* begin DATA FOR THIS TASK *

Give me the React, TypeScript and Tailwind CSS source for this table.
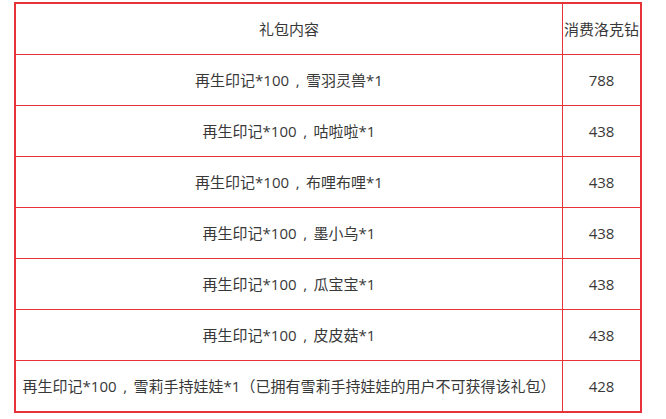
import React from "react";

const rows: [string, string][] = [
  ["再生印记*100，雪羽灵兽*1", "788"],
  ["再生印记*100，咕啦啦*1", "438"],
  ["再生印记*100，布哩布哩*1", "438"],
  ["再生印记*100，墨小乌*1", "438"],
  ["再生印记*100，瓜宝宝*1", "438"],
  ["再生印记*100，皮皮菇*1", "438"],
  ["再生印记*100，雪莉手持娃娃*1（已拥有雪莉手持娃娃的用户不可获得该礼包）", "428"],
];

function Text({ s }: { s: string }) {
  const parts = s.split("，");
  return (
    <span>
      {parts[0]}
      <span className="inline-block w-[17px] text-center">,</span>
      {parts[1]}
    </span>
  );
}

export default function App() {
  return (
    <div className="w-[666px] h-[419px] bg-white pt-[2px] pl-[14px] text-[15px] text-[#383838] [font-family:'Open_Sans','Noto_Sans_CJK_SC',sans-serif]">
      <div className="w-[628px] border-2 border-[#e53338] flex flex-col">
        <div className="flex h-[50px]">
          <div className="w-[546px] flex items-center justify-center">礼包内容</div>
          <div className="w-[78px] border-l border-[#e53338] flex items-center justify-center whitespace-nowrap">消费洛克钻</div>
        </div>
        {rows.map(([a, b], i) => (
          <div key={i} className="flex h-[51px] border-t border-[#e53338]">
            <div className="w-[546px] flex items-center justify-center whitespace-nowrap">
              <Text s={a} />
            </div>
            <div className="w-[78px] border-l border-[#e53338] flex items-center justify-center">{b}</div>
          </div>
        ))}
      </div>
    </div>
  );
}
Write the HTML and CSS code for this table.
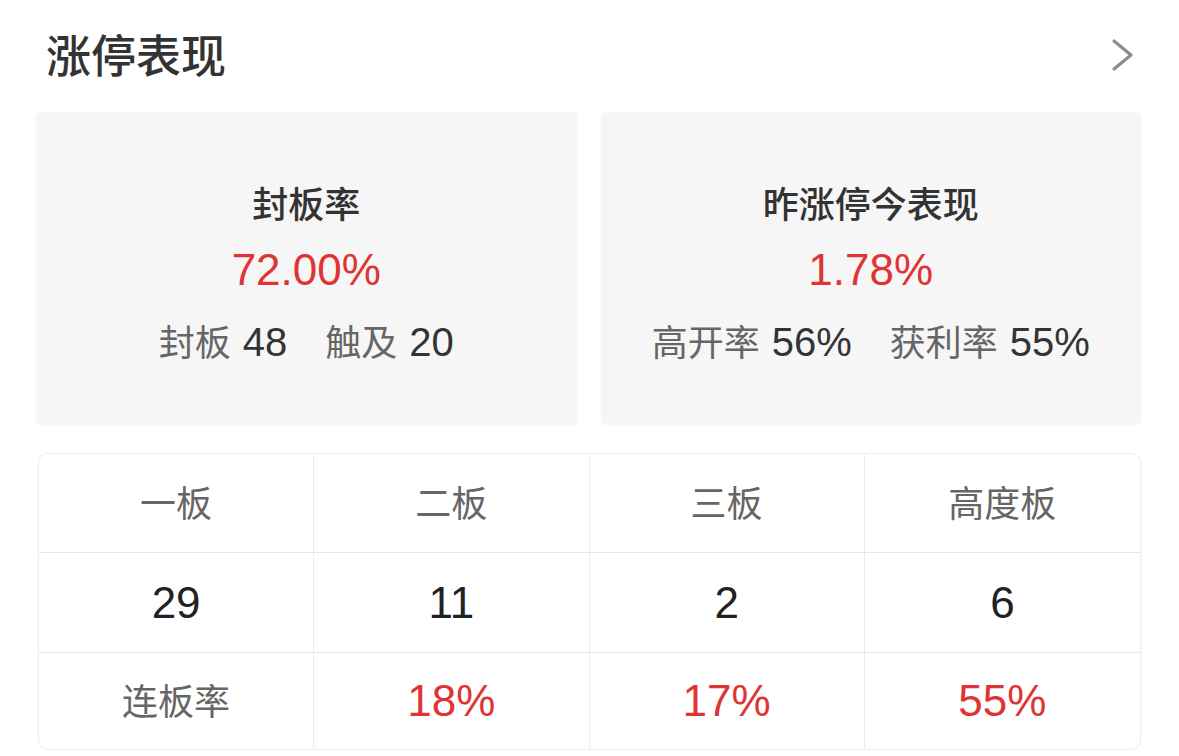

* end DATA FOR THIS TASK *

TASK: Copy every line of the data exactly as written, excluding the pictures.

TASK RESPONSE:
Give me the React, TypeScript and Tailwind CSS source for this table.
import React from "react";

const rows: [string, string][] = [
  ["再生印记*100，雪羽灵兽*1", "788"],
  ["再生印记*100，咕啦啦*1", "438"],
  ["再生印记*100，布哩布哩*1", "438"],
  ["再生印记*100，墨小乌*1", "438"],
  ["再生印记*100，瓜宝宝*1", "438"],
  ["再生印记*100，皮皮菇*1", "438"],
  ["再生印记*100，雪莉手持娃娃*1（已拥有雪莉手持娃娃的用户不可获得该礼包）", "428"],
];

function Text({ s }: { s: string }) {
  const parts = s.split("，");
  return (
    <span>
      {parts[0]}
      <span className="inline-block w-[17px] text-center">,</span>
      {parts[1]}
    </span>
  );
}

export default function App() {
  return (
    <div className="w-[666px] h-[419px] bg-white pt-[2px] pl-[14px] text-[15px] text-[#383838] [font-family:'Open_Sans','Noto_Sans_CJK_SC',sans-serif]">
      <div className="w-[628px] border-2 border-[#e53338] flex flex-col">
        <div className="flex h-[50px]">
          <div className="w-[546px] flex items-center justify-center">礼包内容</div>
          <div className="w-[78px] border-l border-[#e53338] flex items-center justify-center whitespace-nowrap">消费洛克钻</div>
        </div>
        {rows.map(([a, b], i) => (
          <div key={i} className="flex h-[51px] border-t border-[#e53338]">
            <div className="w-[546px] flex items-center justify-center whitespace-nowrap">
              <Text s={a} />
            </div>
            <div className="w-[78px] border-l border-[#e53338] flex items-center justify-center">{b}</div>
          </div>
        ))}
      </div>
    </div>
  );
}
Write the HTML and CSS code for this table.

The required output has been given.